What you have to do.
Reproduce the listing exactly and skip over any pictures.

Recorded information.
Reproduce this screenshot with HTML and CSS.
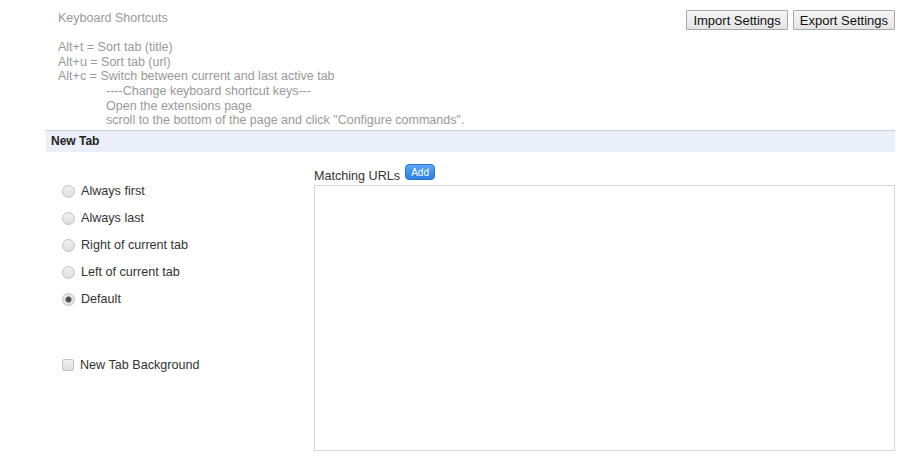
FILE: index.html
```html
<!DOCTYPE html>
<html lang="en">
<head>
    <meta charset="UTF-8">
    <title>Options</title>
    <link rel="stylesheet" href="styles.css">
</head>
<body>
    <div class="page">
        <!-- Shortcuts + import/export -->
        <div class="top">
            <div class="shortcuts">
                Keyboard Shortcuts<br><br>
                Alt+t = Sort tab (title)<br>
                Alt+u = Sort tab (url)<br>
                Alt+c = Switch between current and last active tab<br>
                <div class="indent">
                    ----Change keyboard shortcut keys---<br>
                    Open the extensions page<br>
                    scroll to the bottom of the page and click "Configure commands".
                </div>
            </div>
            <div class="buttons">
                <button class="btn">Import Settings</button>
                <button class="btn">Export Settings</button>
            </div>
        </div>

        <!-- New tab section -->
        <div class="section-title">New Tab</div>
        <div class="section">
            <div class="options">
                <label class="opt"><input type="radio" name="pos"> Always first</label>
                <label class="opt"><input type="radio" name="pos"> Always last</label>
                <label class="opt"><input type="radio" name="pos"> Right of current tab</label>
                <label class="opt"><input type="radio" name="pos"> Left of current tab</label>
                <label class="opt"><input type="radio" name="pos" checked> Default</label>
                <label class="opt bg-opt"><input type="checkbox"> New Tab Background</label>
            </div>
            <div class="urls">
                <div class="urls-head">Matching URLs <span class="add">Add</span></div>
                <textarea class="url-box"></textarea>
            </div>
        </div>
    </div>
</body>
</html>
```

FILE: styles.css
```css
body {
    margin: 0;
    padding: 0;
    background-color: #ffffff;
    font-family: "Liberation Sans", Arial, sans-serif;
}

.page {
    margin-left: 46px;
    width: 849px;
}

/* Top area */
.top {
    display: flex;
    justify-content: space-between;
    align-items: flex-start;
}

.shortcuts {
    padding: 11px 0 2px 12px;
    color: #999999;
    font-size: 12.5px;
    line-height: 14.6px;
}

.indent {
    padding-left: 48px;
}

.buttons {
    display: flex;
    gap: 5px;
    padding-top: 10px;
}

.btn {
    font-family: "Liberation Sans", Arial, sans-serif;
    font-size: 13px;
    color: #111111;
    height: 20px;
    padding: 0 6px;
    background: linear-gradient(#f6f6f6, #e4e4e4);
    border: 1px solid #a9a9a9;
    border-radius: 1px;
}

/* Section header */
.section-title {
    height: 21px;
    line-height: 21px;
    border-top: 1px solid #c3d1e6;
    background-color: #ebeff9;
    padding-left: 5px;
    font-size: 12px;
    font-weight: bold;
    color: #222222;
}

.section {
    display: flex;
}

.options {
    width: 268px;
    padding-top: 26px;
    display: flex;
    flex-direction: column;
}

.opt {
    display: flex;
    align-items: center;
    gap: 6px;
    height: 27px;
    padding-left: 16px;
    font-size: 12.6px;
    color: #333333;
}

.opt input {
    appearance: none;
    margin: 0;
    width: 13px;
    height: 13px;
    border: 1px solid #c2c2c2;
    background: linear-gradient(#f0f0f0, #dedede);
}

.opt input[type="radio"] {
    border-radius: 50%;
}

.opt input[type="radio"]:checked {
    background: radial-gradient(circle, #444 0, #555 2.5px, #e2e2e2 3.5px);
}

.opt input[type="checkbox"] {
    border-radius: 2px;
    width: 12px;
    height: 12px;
}

.bg-opt {
    margin-top: 39px;
}

/* Matching URLs */
.urls {
    padding-top: 12px;
}

.urls-head {
    font-size: 12.6px;
    color: #333333;
    height: 21px;
    display: flex;
    align-items: flex-end;
    gap: 5px;
    line-height: 18px;
}

.add {
    display: inline-block;
    align-self: flex-start;
    width: 30px;
    height: 16px;
    line-height: 15px;
    text-align: center;
    font-size: 10px;
    color: #ffffff;
    background: linear-gradient(#5aa8f5, #2a7fe6);
    border: 1px solid #2a74d0;
    border-radius: 4px;
    box-sizing: border-box;
}

.url-box {
    display: block;
    width: 581px;
    height: 266px;
    box-sizing: border-box;
    border: 1px solid #d6d6d6;
    resize: none;
    margin: 0;
}
```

Task result.
Reproduce this screenshot with HTML and CSS.
FILE: index.html
```html
<!DOCTYPE html>
<html lang="en">
<head>
    <meta charset="UTF-8">
    <title>Options</title>
    <link rel="stylesheet" href="styles.css">
</head>
<body>
    <div class="page">
        <!-- Shortcuts + import/export -->
        <div class="top">
            <div class="shortcuts">
                Keyboard Shortcuts<br><br>
                Alt+t = Sort tab (title)<br>
                Alt+u = Sort tab (url)<br>
                Alt+c = Switch between current and last active tab<br>
                <div class="indent">
                    ----Change keyboard shortcut keys---<br>
                    Open the extensions page<br>
                    scroll to the bottom of the page and click "Configure commands".
                </div>
            </div>
            <div class="buttons">
                <button class="btn">Import Settings</button>
                <button class="btn">Export Settings</button>
            </div>
        </div>

        <!-- New tab section -->
        <div class="section-title">New Tab</div>
        <div class="section">
            <div class="options">
                <label class="opt"><input type="radio" name="pos"> Always first</label>
                <label class="opt"><input type="radio" name="pos"> Always last</label>
                <label class="opt"><input type="radio" name="pos"> Right of current tab</label>
                <label class="opt"><input type="radio" name="pos"> Left of current tab</label>
                <label class="opt"><input type="radio" name="pos" checked> Default</label>
                <label class="opt bg-opt"><input type="checkbox"> New Tab Background</label>
            </div>
            <div class="urls">
                <div class="urls-head">Matching URLs <span class="add">Add</span></div>
                <textarea class="url-box"></textarea>
            </div>
        </div>
    </div>
</body>
</html>
```

FILE: styles.css
```css
body {
    margin: 0;
    padding: 0;
    background-color: #ffffff;
    font-family: "Liberation Sans", Arial, sans-serif;
}

.page {
    margin-left: 46px;
    width: 849px;
}

/* Top area */
.top {
    display: flex;
    justify-content: space-between;
    align-items: flex-start;
}

.shortcuts {
    padding: 11px 0 2px 12px;
    color: #999999;
    font-size: 12.5px;
    line-height: 14.6px;
}

.indent {
    padding-left: 48px;
}

.buttons {
    display: flex;
    gap: 5px;
    padding-top: 10px;
}

.btn {
    font-family: "Liberation Sans", Arial, sans-serif;
    font-size: 13px;
    color: #111111;
    height: 20px;
    padding: 0 6px;
    background: linear-gradient(#f6f6f6, #e4e4e4);
    border: 1px solid #a9a9a9;
    border-radius: 1px;
}

/* Section header */
.section-title {
    height: 21px;
    line-height: 21px;
    border-top: 1px solid #c3d1e6;
    background-color: #ebeff9;
    padding-left: 5px;
    font-size: 12px;
    font-weight: bold;
    color: #222222;
}

.section {
    display: flex;
}

.options {
    width: 268px;
    padding-top: 26px;
    display: flex;
    flex-direction: column;
}

.opt {
    display: flex;
    align-items: center;
    gap: 6px;
    height: 27px;
    padding-left: 16px;
    font-size: 12.6px;
    color: #333333;
}

.opt input {
    appearance: none;
    margin: 0;
    width: 13px;
    height: 13px;
    border: 1px solid #c2c2c2;
    background: linear-gradient(#f0f0f0, #dedede);
}

.opt input[type="radio"] {
    border-radius: 50%;
}

.opt input[type="radio"]:checked {
    background: radial-gradient(circle, #444 0, #555 2.5px, #e2e2e2 3.5px);
}

.opt input[type="checkbox"] {
    border-radius: 2px;
    width: 12px;
    height: 12px;
}

.bg-opt {
    margin-top: 39px;
}

/* Matching URLs */
.urls {
    padding-top: 12px;
}

.urls-head {
    font-size: 12.6px;
    color: #333333;
    height: 21px;
    display: flex;
    align-items: flex-end;
    gap: 5px;
    line-height: 18px;
}

.add {
    display: inline-block;
    align-self: flex-start;
    width: 30px;
    height: 16px;
    line-height: 15px;
    text-align: center;
    font-size: 10px;
    color: #ffffff;
    background: linear-gradient(#5aa8f5, #2a7fe6);
    border: 1px solid #2a74d0;
    border-radius: 4px;
    box-sizing: border-box;
}

.url-box {
    display: block;
    width: 581px;
    height: 266px;
    box-sizing: border-box;
    border: 1px solid #d6d6d6;
    resize: none;
    margin: 0;
}
```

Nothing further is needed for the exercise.